[start Data entries]
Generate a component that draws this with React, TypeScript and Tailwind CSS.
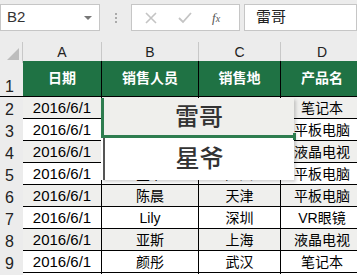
import React from "react";

type Row = { date: string; person: string; city: string; product: string };

const ROWS: Row[] = [
  { date: "2016/6/1", person: "雷哥", city: "北京", product: "笔记本" },
  { date: "2016/6/1", person: "星爷", city: "广州", product: "平板电脑" },
  { date: "2016/6/1", person: "雷哥", city: "北京", product: "液晶电视" },
  { date: "2016/6/1", person: "星爷", city: "广州", product: "平板电脑" },
  { date: "2016/6/1", person: "陈晨", city: "天津", product: "平板电脑" },
  { date: "2016/6/1", person: "Lily", city: "深圳", product: "VR眼镜" },
  { date: "2016/6/1", person: "亚斯", city: "上海", product: "液晶电视" },
  { date: "2016/6/1", person: "颜彤", city: "武汉", product: "笔记本" },
];

const font = { fontFamily: '"Liberation Sans", "Noto Sans CJK SC", sans-serif' };
const cols = "grid grid-cols-[23px_79px_97px_82px_83px]";

export default function App() {
  return (
    <div className="relative h-[275px] w-[357px] overflow-hidden bg-white text-black" style={font}>
      {/* formula bar */}
      <div className="flex h-[42px] items-start bg-[#ececec] pt-[4px]">
        <div className="flex h-[27px] w-[100px] items-center justify-between border border-[#c6c6c6] bg-white pl-[6px] pr-[7px]">
          <span className="text-[15px] text-[#333]">B2</span>
          <span className="h-0 w-0 border-x-[4px] border-t-[4px] border-x-transparent border-t-[#777]" />
        </div>
        <div className="flex h-[27px] w-[31px] flex-col items-center justify-center gap-[2px]">
          <span className="h-[2px] w-[2px] bg-[#aaa]" />
          <span className="h-[2px] w-[2px] bg-[#aaa]" />
          <span className="h-[2px] w-[2px] bg-[#aaa]" />
        </div>
        <div className="flex h-[27px] w-[109px] items-center border border-[#c6c6c6] bg-white">
          <svg width="14" height="14" viewBox="0 0 14 14" className="ml-[12px]">
            <path d="M2 2L12 12M12 2L2 12" stroke="#c4c4c4" strokeWidth="1.6" />
          </svg>
          <svg width="14" height="12" viewBox="0 0 14 12" className="ml-[20px]">
            <path d="M1 6L5 10L13 1" stroke="#c4c4c4" strokeWidth="1.8" fill="none" />
          </svg>
          <span className="ml-[20px] text-[13px] italic text-[#555]" style={{ fontFamily: '"Liberation Serif", serif' }}>
            f<span className="text-[10px]">x</span>
          </span>
        </div>
        <div className="ml-[4px] flex h-[27px] flex-1 items-center border border-[#c6c6c6] bg-white pl-[11px]">
          <span className="text-[15px] text-[#222]">雷哥</span>
        </div>
      </div>

      {/* column headers */}
      <div className={`${cols} h-[19px] bg-[#ececec] text-[14px] text-[#222]`}>
        <div className="relative border-r border-[#c8c8c8]">
          <span className="absolute bottom-[3px] right-[3px] h-0 w-0 border-b-[12px] border-l-[12px] border-b-[#bdbdbd] border-l-transparent" />
        </div>
        {["A", "B", "C", "D"].map((c) => (
          <div key={c} className="flex items-center justify-center border-r border-[#c8c8c8]">
            {c}
          </div>
        ))}
      </div>

      {/* header row */}
      <div className={`${cols} h-[36px] border-b border-black`}>
        <div className="flex items-end bg-[#ececec] pl-[5px] text-[16px] leading-[18px] text-[#222]">1</div>
        {["日期", "销售人员", "销售地", "产品名"].map((h) => (
          <div key={h} className="flex items-center justify-center border-r border-black bg-[#1f7244] text-[14px] font-bold text-white">
            {h}
          </div>
        ))}
      </div>

      {ROWS.map((r, i) => (
        <div key={i} className={`${cols} h-[22px] border-b border-black text-[14px] ${i % 2 === 0 ? "bg-[#efefed]" : "bg-white"}`}>
          <div className="flex items-end border-b border-[#d6d6d6] bg-[#ececec] pl-[5px] text-[16px] leading-[18px] text-[#222]">{i + 2}</div>
          <div className="flex items-center justify-center border-r border-black text-[15px]">{r.date}</div>
          <div className="flex items-center justify-center border-r border-black">{r.person}</div>
          <div className="flex items-center justify-center border-r border-black">{r.city}</div>
          <div className="flex items-center justify-center whitespace-nowrap border-r border-black">{r.product}</div>
        </div>
      ))}
      <div className={`${cols} h-[10px]`}>
        <div className="bg-[#ececec]" />
      </div>

      {/* dropdown list */}
      <div className="absolute left-[101px] top-[98px] flex w-[193px] flex-col bg-white shadow-[2px_2px_3px_rgba(0,0,0,0.18)]">
        <div className="relative flex h-[40px] items-center justify-center border-b-[3px] border-l-[3px] border-[#2e7d4f] bg-[#efefec]">
          <span className="text-[24px] font-medium text-[#333]">雷哥</span>
          <span className="absolute -bottom-[5px] -right-[2px] h-[7px] w-[3px] bg-[#2e7d4f]" />
        </div>
        <div className="ml-[2px] flex h-[42px] items-center justify-center border-l-[2px] border-[#555] bg-white">
          <span className="text-[24px] font-medium text-[#333]">星爷</span>
        </div>
      </div>
    </div>
  );
}
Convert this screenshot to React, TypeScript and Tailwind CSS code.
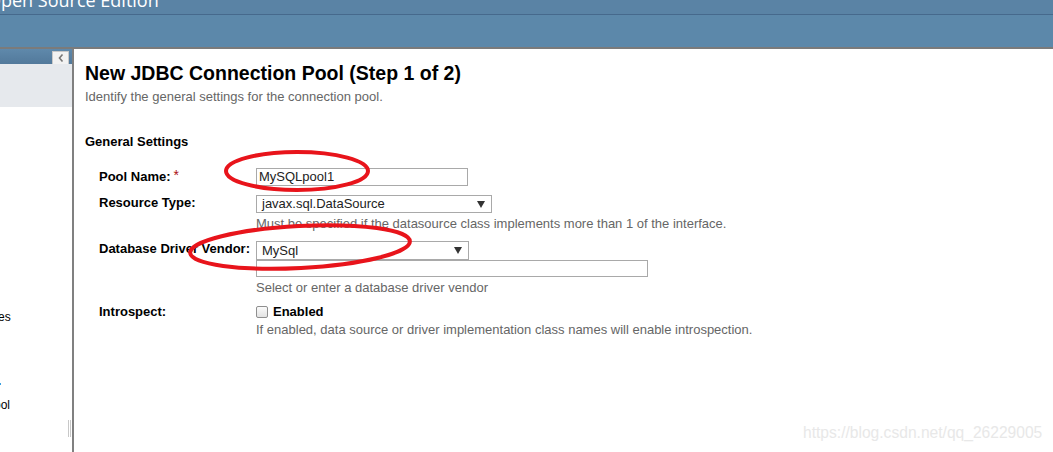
import React from "react";

const font = { fontFamily: '"Liberation Sans", Arial, sans-serif' };

function Arrow() {
  return (
    <svg width="8" height="7" viewBox="0 0 8 7" className="shrink-0">
      <polygon points="0,0 8,0 4,7" fill="#333" />
    </svg>
  );
}

export default function App() {
  return (
    <div className="relative w-[1053px] h-[452px] overflow-hidden bg-white" style={font}>
      {/* Header */}
      <div className="h-[14px] bg-[#5a83a5] overflow-hidden flex">
        <span
          className="ml-[-13px] mt-[-12px] text-[18px] leading-[24px] font-medium text-white whitespace-nowrap"
          style={{ fontFamily: '"Open Sans", "Noto Sans", sans-serif' }}
        >
          Open Source Edition
        </span>
      </div>
      <div className="h-px bg-[#46698c]" />
      <div className="h-[32px] bg-[#5c88aa]" />
      <div className="h-[2px] bg-[#7b7b7b]" />

      <div className="flex h-[403px]">
        {/* Sidebar */}
        <div className="w-[72px] shrink-0 flex flex-col relative">
          <div className="h-[15px] bg-gradient-to-b from-[#5f89ab] to-[#52799b] flex items-start justify-end pr-[3px] pt-[2px]">
            <div className="w-[17px] h-[14px] bg-[#f2f2f2] border border-[#c8c8c8] flex items-center justify-center">
              <svg width="6" height="8" viewBox="0 0 6 8">
                <polyline points="4.5,0.5 1.5,4 4.5,7.5" fill="none" stroke="#777" strokeWidth="1.6" />
              </svg>
            </div>
          </div>
          <div className="h-[43px] bg-[#e6e9ed]" />
          <div className="flex-1 relative text-[12px] text-black">
            <span className="absolute left-[-2px] top-[203px] leading-[14px]">es</span>
            <span className="absolute left-[-1px] top-[276px] w-[2px] h-[2px] bg-[#3aa0e0]" />
            <span className="absolute left-[-6px] top-[291px] leading-[14px]">ool</span>
            <div className="absolute right-[1px] top-[313px] w-[3px] h-[17px] border-x border-[#c8c8c8]" />
          </div>
        </div>
        <div className="w-[2px] shrink-0 bg-[#808080]" />

        {/* Main */}
        <div className="flex-1 pl-[11px] text-black">
          <h1 className="mt-[12px] text-[19.5px] leading-[24px] font-bold text-black">
            New JDBC Connection Pool (Step 1 of 2)
          </h1>
          <p className="mt-[4px] text-[13px] leading-[16px] text-[#666]">
            Identify the general settings for the connection pool.
          </p>
          <h2 className="mt-[29px] text-[13px] leading-[16px] font-bold text-black">General Settings</h2>

          <div className="ml-[14px]">
            {/* Pool Name */}
            <div className="mt-[18px] flex items-start">
              <div className="w-[157px] shrink-0 text-[13px] font-bold leading-[16px] pt-[1px]">
                Pool Name:<span className="text-[#a11] font-normal ml-[3px] align-top text-[14px] leading-[12px]">*</span>
              </div>
              <div className="w-[212px] h-[18px] border border-[#a9a9a9] text-[13px] leading-[16px] pl-[2px] text-[#222]">
                MySQLpool1
              </div>
            </div>

            {/* Resource Type */}
            <div className="mt-[9px] flex items-start">
              <div className="w-[157px] shrink-0 text-[13px] font-bold leading-[16px]">Resource Type:</div>
              <div className="flex flex-col">
                <div className="w-[236px] h-[18px] border border-[#a9a9a9] flex items-center justify-between pl-[5px] pr-[6px] text-[13px] text-[#222]">
                  <span className="leading-[16px]">javax.sql.DataSource</span>
                  <Arrow />
                </div>
                <div className="mt-[3px] text-[13px] leading-[16px] text-[#666] whitespace-nowrap">
                  Must be specified if the datasource class implements more than 1 of the interface.
                </div>
              </div>
            </div>

            {/* Database Driver Vendor */}
            <div className="mt-[9px] flex items-start">
              <div className="w-[157px] shrink-0 text-[13px] font-bold leading-[16px]">Database Driver Vendor:</div>
              <div className="flex flex-col">
                <div className="w-[213px] h-[19px] border border-[#a9a9a9] flex items-center justify-between pl-[5px] pr-[6px] text-[13px] text-[#222]">
                  <span className="leading-[16px]">MySql</span>
                  <Arrow />
                </div>
                <div className="w-[392px] h-[17px] border border-[#a9a9a9]" />
                <div className="mt-[3px] text-[13px] leading-[16px] text-[#666] whitespace-nowrap">
                  Select or enter a database driver vendor
                </div>
              </div>
            </div>

            {/* Introspect */}
            <div className="mt-[8px] flex items-start">
              <div className="w-[157px] shrink-0 text-[13px] font-bold leading-[16px]">Introspect:</div>
              <div className="flex flex-col">
                <div className="flex items-center h-[16px]">
                  <div className="w-[12px] h-[12px] border border-[#8f8f8f] rounded-[2px] bg-gradient-to-b from-[#fbfbfb] to-[#e3e3e3]" />
                  <span className="ml-[5px] text-[13px] font-bold leading-[16px]">Enabled</span>
                </div>
                <div className="mt-[2px] text-[13px] leading-[16px] text-[#666] whitespace-nowrap">
                  If enabled, data source or driver implementation class names will enable introspection.
                </div>
              </div>
            </div>
          </div>
        </div>
      </div>

      {/* Red annotation ellipses */}
      <svg className="absolute left-0 top-0 pointer-events-none" width="1053" height="452">
        <ellipse cx="297" cy="171" rx="71" ry="19" fill="none" stroke="#e8141b" strokeWidth="4" />
        <ellipse
          cx="300"
          cy="247"
          rx="110"
          ry="21"
          fill="none"
          stroke="#e8141b"
          strokeWidth="4"
          transform="rotate(-3 300 247)"
        />
      </svg>

      {/* Watermark */}
      <div className="absolute left-[803px] top-[424px] text-[15.6px] leading-[18px] text-[#e8e8e8] whitespace-nowrap">
        https://blog.csdn.net/qq_26229005
      </div>
    </div>
  );
}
[end Data entries]
• _Exercise instructions_
Nothing but the lines from the start of the records above through the line with "string; person: string;" should be retyped, each exactly as written; leave out all pictures.

• _Completed task_
Generate a component that draws this with React, TypeScript and Tailwind CSS.
import React from "react";

type Row = { date: string; person: string; city: string; product: string };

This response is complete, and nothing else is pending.